Cooperation and overlap between MLS and Liga MX has been a running theme for a couple of years, and it only figures to grow in the run-up to the 2026 World Cup. The expanded Leagues Cup, where both leagues will pause for a month and have its teams play a World Cup-style tournament, commences next summer. Earlier this month, in a noncompetitive sample, over 71,000 showed out at SoFi Stadium to watch the LA Galaxy face Chivas Guadalajara and LAFC play Club América. There will be fan interest, and the real thing will carry more competitive stakes than an MLS All-Star Game—Concacaf Champions League berths and financial incentives are on the line—and it’ll occupy the attention of all three 2026 World Cup host nations for the duration. Between that, the CCL itself and the Campeones Cup (the annual match pitting a Mexican champion vs. the MLS Cup winner), the overlap between the leagues is going to get suddenly saturated. All of which led MLS commissioner Don Garber to insinuate that an All-Star change may be coming again.

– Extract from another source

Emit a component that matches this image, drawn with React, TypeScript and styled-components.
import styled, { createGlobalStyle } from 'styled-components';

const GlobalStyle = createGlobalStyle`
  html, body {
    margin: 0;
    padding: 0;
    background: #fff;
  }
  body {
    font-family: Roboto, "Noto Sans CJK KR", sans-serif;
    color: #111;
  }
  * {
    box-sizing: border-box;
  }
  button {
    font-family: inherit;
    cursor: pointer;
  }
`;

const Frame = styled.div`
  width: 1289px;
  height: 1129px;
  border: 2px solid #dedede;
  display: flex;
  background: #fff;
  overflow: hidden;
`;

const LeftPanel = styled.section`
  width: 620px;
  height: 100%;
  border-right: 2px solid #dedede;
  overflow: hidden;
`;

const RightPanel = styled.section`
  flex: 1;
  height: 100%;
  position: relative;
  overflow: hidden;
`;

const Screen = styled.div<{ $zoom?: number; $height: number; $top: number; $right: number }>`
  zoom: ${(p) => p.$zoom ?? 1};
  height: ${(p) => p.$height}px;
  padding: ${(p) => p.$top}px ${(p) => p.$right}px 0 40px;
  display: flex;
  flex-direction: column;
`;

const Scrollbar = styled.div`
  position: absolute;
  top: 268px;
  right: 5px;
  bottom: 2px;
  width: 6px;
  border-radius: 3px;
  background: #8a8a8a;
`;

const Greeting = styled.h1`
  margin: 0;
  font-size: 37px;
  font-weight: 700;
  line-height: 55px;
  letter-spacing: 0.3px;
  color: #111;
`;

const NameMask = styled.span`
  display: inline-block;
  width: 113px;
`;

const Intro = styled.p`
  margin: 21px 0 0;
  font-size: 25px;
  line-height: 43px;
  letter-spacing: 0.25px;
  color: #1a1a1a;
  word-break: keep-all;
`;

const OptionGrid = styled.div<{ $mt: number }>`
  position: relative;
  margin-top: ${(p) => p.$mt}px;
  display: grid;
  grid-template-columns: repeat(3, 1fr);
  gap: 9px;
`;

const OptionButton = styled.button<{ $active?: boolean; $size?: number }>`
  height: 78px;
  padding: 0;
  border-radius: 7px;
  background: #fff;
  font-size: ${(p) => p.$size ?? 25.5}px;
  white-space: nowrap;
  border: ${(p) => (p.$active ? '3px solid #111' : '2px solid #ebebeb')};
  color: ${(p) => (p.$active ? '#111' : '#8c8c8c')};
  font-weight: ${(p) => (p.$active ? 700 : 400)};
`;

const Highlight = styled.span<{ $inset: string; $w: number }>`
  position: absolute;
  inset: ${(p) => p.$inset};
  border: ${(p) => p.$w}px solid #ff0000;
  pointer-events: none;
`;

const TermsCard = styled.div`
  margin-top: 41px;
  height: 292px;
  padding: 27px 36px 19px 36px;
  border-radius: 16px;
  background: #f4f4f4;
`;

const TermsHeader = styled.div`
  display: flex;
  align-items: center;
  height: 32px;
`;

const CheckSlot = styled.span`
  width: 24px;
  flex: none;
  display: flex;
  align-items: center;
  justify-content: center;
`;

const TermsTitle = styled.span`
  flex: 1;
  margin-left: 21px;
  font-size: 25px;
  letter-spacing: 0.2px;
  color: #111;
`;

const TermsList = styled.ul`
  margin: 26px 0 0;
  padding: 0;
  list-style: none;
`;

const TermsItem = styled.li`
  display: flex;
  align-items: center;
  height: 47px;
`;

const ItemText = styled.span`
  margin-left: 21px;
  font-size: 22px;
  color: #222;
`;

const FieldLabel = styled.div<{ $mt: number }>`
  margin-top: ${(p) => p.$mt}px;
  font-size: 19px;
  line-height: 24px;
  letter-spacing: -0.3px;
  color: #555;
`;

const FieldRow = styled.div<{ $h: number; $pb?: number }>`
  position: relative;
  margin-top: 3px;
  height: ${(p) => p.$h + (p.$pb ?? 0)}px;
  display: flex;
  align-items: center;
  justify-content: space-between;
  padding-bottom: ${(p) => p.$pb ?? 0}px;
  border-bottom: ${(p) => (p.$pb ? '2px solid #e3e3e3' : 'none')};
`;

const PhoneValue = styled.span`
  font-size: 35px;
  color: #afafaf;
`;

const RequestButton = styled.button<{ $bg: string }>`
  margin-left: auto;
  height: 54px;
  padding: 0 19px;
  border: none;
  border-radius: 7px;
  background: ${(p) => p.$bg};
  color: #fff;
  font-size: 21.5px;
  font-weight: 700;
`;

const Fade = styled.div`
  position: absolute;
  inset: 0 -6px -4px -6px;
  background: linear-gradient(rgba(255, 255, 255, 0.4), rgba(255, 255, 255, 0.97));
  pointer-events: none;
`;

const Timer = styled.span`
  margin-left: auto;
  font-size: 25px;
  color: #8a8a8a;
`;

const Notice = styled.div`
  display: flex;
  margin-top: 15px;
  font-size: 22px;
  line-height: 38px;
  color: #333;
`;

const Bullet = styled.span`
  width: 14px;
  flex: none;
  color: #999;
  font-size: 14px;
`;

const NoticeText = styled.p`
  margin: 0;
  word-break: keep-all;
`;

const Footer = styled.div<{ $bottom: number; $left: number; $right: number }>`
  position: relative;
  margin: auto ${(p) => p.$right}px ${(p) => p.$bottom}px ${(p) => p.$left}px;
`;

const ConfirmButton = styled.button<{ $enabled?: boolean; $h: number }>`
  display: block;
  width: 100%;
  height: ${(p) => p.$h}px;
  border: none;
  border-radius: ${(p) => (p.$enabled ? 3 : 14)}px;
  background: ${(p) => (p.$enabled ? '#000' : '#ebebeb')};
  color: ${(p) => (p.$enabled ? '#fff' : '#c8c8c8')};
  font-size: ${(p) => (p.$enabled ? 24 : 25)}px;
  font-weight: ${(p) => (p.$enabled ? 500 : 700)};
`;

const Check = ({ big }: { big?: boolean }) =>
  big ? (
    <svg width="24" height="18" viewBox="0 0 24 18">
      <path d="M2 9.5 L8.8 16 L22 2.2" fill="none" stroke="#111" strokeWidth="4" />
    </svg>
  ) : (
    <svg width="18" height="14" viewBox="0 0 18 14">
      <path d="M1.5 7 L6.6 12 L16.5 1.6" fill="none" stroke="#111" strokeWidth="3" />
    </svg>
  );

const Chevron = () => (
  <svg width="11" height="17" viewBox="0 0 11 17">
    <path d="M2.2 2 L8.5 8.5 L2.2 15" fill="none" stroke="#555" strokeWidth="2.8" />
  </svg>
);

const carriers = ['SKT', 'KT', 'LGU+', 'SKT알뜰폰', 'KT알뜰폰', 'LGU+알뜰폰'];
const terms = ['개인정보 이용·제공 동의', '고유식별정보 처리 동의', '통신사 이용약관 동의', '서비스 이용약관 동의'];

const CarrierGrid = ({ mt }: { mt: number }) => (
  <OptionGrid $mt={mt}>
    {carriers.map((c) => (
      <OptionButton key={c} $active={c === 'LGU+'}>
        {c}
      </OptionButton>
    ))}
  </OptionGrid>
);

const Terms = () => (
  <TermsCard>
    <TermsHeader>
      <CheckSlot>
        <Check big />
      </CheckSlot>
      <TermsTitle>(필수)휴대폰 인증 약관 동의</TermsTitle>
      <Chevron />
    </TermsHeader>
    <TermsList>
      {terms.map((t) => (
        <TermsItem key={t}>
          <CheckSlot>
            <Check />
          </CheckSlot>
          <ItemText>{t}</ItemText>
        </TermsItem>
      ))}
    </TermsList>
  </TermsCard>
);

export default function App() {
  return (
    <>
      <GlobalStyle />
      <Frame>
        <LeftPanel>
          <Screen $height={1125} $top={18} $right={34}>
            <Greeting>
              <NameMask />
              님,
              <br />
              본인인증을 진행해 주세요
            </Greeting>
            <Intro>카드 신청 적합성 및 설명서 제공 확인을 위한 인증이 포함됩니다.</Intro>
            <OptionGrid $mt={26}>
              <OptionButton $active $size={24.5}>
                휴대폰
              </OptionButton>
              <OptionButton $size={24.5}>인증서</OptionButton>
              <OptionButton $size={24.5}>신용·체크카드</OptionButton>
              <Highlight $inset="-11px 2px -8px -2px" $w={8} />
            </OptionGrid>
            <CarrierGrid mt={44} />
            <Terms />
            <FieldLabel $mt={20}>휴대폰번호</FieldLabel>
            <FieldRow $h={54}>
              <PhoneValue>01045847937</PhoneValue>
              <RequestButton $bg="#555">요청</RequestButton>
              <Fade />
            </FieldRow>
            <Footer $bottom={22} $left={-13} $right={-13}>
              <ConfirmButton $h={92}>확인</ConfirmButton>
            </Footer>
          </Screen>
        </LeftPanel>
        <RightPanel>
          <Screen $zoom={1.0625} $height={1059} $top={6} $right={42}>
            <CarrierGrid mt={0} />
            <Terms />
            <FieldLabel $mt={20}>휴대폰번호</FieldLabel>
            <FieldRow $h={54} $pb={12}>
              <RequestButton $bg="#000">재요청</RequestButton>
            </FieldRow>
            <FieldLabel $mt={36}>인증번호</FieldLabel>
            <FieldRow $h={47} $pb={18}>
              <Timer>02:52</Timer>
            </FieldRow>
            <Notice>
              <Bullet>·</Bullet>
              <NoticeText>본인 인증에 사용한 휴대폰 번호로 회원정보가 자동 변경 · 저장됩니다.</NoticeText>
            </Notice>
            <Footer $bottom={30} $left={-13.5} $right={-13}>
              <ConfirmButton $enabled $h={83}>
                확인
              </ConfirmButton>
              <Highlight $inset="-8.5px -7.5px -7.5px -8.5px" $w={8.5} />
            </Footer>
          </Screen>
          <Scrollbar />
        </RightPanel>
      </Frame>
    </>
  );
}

“I’m not sure we need that for the All-Star Game,” Garber told ESPN at halftime when asked about whether MLS and Liga MX would lock horns in this environment again. “We’ll see what next year in Washington, D.C., looks like when D.C. United hosts, but I’m not quite sure.”

It’s an interesting and perhaps understandable admission. If TV viewership were a chief factor, there are ways to argue in either direction. The inaugural MLS-Liga MX matchup didn’t register on English-language TV in the U.S. last season, with just 175,000 viewers on FS1. On Spanish-language broadcasts, it was a different story, with Univision/TUDN averaging 1.4 million, a massive number in MLS circles. MLS can of course package that as the second-most watched All-Star Game ever (2017, MLS vs. Real Madrid is No. 1) by saying it had over 1.5 million viewers, but that’s a bit like saying Pelé and you have a combined three World Cup titles. One element of that equation has done all the lifting.

The TV ratings factor may not be so pressing next year anyway, though, with MLS moving into its unique 10-year rights deal with Apple. More conventional TV will still be part of the picture. But with the league growing to 29 teams next season (and eventually 30 teams after that) and looking to simultaneously compete with Liga MX while standing on its own, there’s more than enough in-house talent to revert to an inter-conference, East vs. West showdown that celebrates all MLS has to offer. Reverting to the guest-club format, where a European side on its preseason trip to the U.S. features as the opponent, would still draw eyeballs to the match, although players like Zimmerman may not find it as enjoyable from a competitive standpoint.

Regardless, there’s not going to be a dearth of opportunities for MLS and Liga MX to cross paths in the run-up to 2026 and beyond, and while the last two All-Star Games have been enjoyable, they may have already served their purpose.

“The (2026) World Cup is a transformational opportunity for our league,” Garber said when discussing the expanded Leagues Cup upon its unveiling. “We need programming, we need partnerships and activities so we don’t just wait for it to come. … This tournament will be rocket fuel.”

The All-Star Game as it currently stands may have played a part in helping light the fuse as collaboration between the two leagues reached new levels, it just may not be necessary to continue facilitating it.